View the case on the Constitution Center’s website here.

Summary

McCulloch v. Maryland involves one of the first disputes in American history over the scope of the new national government’s powers: whether Congress could incorporate a Bank of the United States. This was controversial in the 1790s because Southern members of Congress and the executive branch, such as James Madison and Thomas Jefferson, believed that a national bank would benefit only Northern mercantile interests and would create a financial aristocracy; they believed that the new nation should depend on farmers and what they called “agrarian virtue.” They generally feared a powerful national government. Alexander Hamilton and others, on the other hand, argued that a national bank was critical to facilitating commerce and the borrowing of money, both of which would be indispensable to the new nation.

Read the Full Opinion

Excerpt: Majority Opinion, Chief Justice Marshall

This government is acknowledged by all, to be one of enumerated powers. . . . But the question respecting the extent of the powers actually granted, is perpetually arising, and will probably continue to arise, so long as our system shall exist. In discussing these questions, the conflicting powers of the general and state governments must be brought into view, and the supremacy of their respective laws, when they are in opposition, must be settled.

If any one proposition could command the universal assent of mankind, we might expect it would be this—that the government of the Union, though limited in its powers, is supreme within its sphere of action. . . . [T]his question is not left to mere reason: the people have, in express terms, decided it, by saying, ‘this constitution, and the laws of the United States, which shall be made in pursuance thereof,’ ‘shall be the supreme law of the land,’ . . .

Among the enumerated powers, we do not find that of establishing a bank or creating a corporation. But there is no phrase in the instrument which, like the articles of confederation, excludes incidental or implied powers; and which requires that everything granted shall be expressly and minutely described. . . .

A constitution, to contain an accurate detail of all the subdivisions of which its great powers will admit, and of all the means by which they may be carried into execution, would partake of the prolixity of a legal code, and could scarcely be embraced by the human mind. . . . In considering this question, then, we must never forget that it is a constitution we are expounding. . . .

The power of creating a corporation, though appertaining to sovereignty, is not, like the power of making war, or levying taxes, or of regulating commerce, a great substantive and independent power, which cannot be implied as incidental to other powers, or used as a means of executing them. It is never the end for which other powers are exercised, but a means by which other objects are accomplished. . . .

But the constitution of the United States has not left the right of congress to employ the necessary means, for the execution of the powers conferred on the government, to general reasoning. To its enumeration of powers is added, that of making ‘all laws which shall be necessary and proper, for carrying into execution the foregoing powers, and all other powers vested by this constitution, in the government of the United States, or in any department thereof.’ . . .

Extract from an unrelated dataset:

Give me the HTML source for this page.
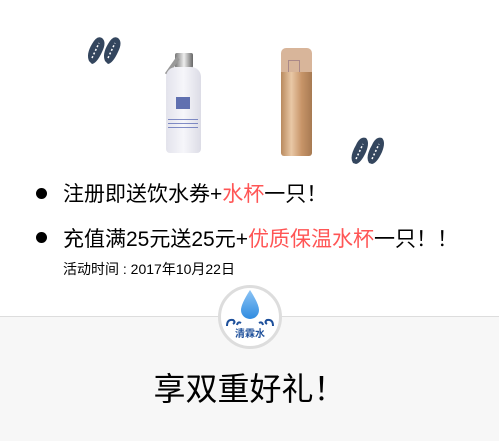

This provision is made in a constitution, intended to endure for ages to come, and consequently, to be adapted to the various crises of human affairs. To have prescribed the means by which government should, in all future time, execute its powers, would have been to change, entirely, the character of the instrument, and give it the properties of a legal code. It would have been an unwise attempt to provide, by immutable rules, for exigencies which, if foreseen at all, must have been seen dimly, and which can be best provided for as they occur. . . .

[T]he sound construction of the constitution must allow to the national legislature that discretion, with respect to the means by which the powers it confers are to be carried into execution, which will enable that body to perform the high duties assigned to it, in the manner most beneficial to the people. Let the end be legitimate, let it be within the scope of the constitution, and all means which are appropriate, which are plainly adapted to that end, which are not prohibited, but consist with the letter and spirit of the constitution, are constitutional. . . .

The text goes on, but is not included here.